A similar instance that bugs me is on the documentation page for their GPTBot scraper (https://platform.openai.com/docs/gptbot) where they say "Allowing GPTBot to access your site can help AI models become more accurate". Strange wording, given that is specifically OpenAI's models you're allowing, not "AI models" in general.
The goal is both cases is to make you feel like you're standing in the way of progress by objecting.
OpenAI is actively receiving money from funders and (potentially, maybe, eventually will) make money by using others' copyrighted content at a much larger potential than what the Internet Archive was doing.
OpenAI should not have permission to soullessly suck up copyrighted material and use it to make money.
On the other hand, other countries who don't place ethical/moral/fiscal priority on creating and protecting copyrighted works will eat the wests' lunch when it comes to AI as there's no limitation that's preventing them from consuming the content.
Not sure what the answer is - maybe copyright is an archaic idea/belief built and maintained by a once well-intended, now corrupted economic system that needs a bit of a shakeup anyways...

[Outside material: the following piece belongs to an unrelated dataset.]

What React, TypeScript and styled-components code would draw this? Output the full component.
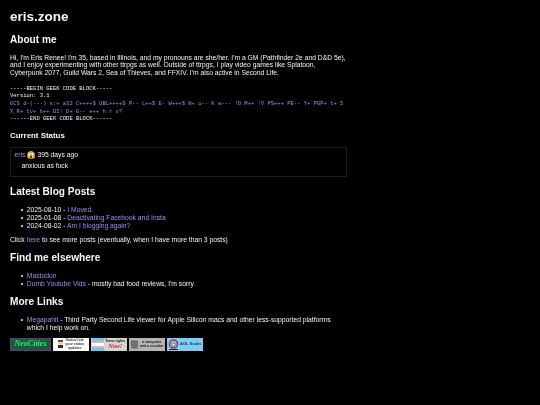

> "Because copyright today covers virtually every sort of human expression — including blog posts, photographs, forum posts, scraps of software code, and government documents — it would be impossible to train today's leading AI models without using copyrighted materials," the company wrote in the evidence filing. "Limiting training data to public domain books and drawings created more than a century ago might yield an interesting experiment, but would not provide AI systems that meet the needs of today's citizens."
> OpenAI went on to insist in the document, submitted before the House of Lords' communications and digital committee, that it complies with copyright laws and that the company believes "legally copyright law does not forbid training."
Why not just license them like everyone else?
> but would not provide AI systems that meet the needs of today’s citizens.
Needs is doing a lot of work here.
They need a new market. This is precisely the kind of AI system I'd love to use.
They are arguing that the current copyright laws do not forbid training. And they are arguing that they need to train on copyrighted data in order to be able to make an effective tool (and make money).
That second part of the argument is there because, so far as I know, nobody has ruled (in any country) on the legality of using copyrighted material as training for LLMs that will then produce commercially-available output. So the first part is a claim, but it's not a ruled-upon claim. It's not a claim that OpenAI can count on a court agreeing with. So they add the second argument, which amounts to "please interpret copyright law that way, and if the courts don't, please change copyright law that way, or else we can't sell what we make (and therefore can't make any money)".
I take no position on the first claim. All I'm saying is that the appropriate response to the second claim is, "So what? The world doesn't owe you a living."
I know that copyright covers blog posts and generally every immaterial creation published by humans that is reproducible and above a fuzzily defined threshold of "original creativity".
The other day, I was downvoted here for criticizing the often-cited "freeware" claim put out by MS.
The argument was: copyright already covers all this, I must lack knowledge about copyright law.
Now, the argument seems to have shifted to: copyright law doesn't apply the way it used to?
At this point, I think as a society we need to just say copyright as a concept and law has completely failed and scrap the whole thing.
The 0.01% of powerful copyright cartel publishers get rich while harming 99.99% of people, because we've seen further erosion of fair use rights, absurdly lengthy expansions of copyright to prop up Disney's profits and expansive interpretation of how much control copyright olders have and zero punishment for abuse of DMCA and other things.
Students should be able to learn from books, music, film. So should AI training models.
If there is any ambiguity about this, we should immediately write laws making it clear that training and education of all forms is explicitly allowed under fair use. Ideally, we also send anyone trying to prevent this to the guillotines.
I think it should be legal to train a model on anything that is legal to scrape (which is almost everything).
Then, if someone uses a generative AI output that violates someones existing IP in an infringing way, go after the person that's trying to monetize that output, whether it's software, an image, or writing.
The thing is, if you limit what these things can be trained on, it creates a huge power imbalance. The wealthy and nation states are still going to scrape everything under the sun and train AIs with that data along with whatever else their surveillance has gathered. If businesses are neutered from being able to do the same, we all lose.
> Students should be able to learn from books, music, film. So should AI training models.
An AI model is a thing. It is owned and fully controlled by some agent. A student is a sentient, thinking being. Both can be trained, only one can be educated. Treating the two as comparable is misleading and in my view, wrong.
Then it shouldn't. Bloody profitors.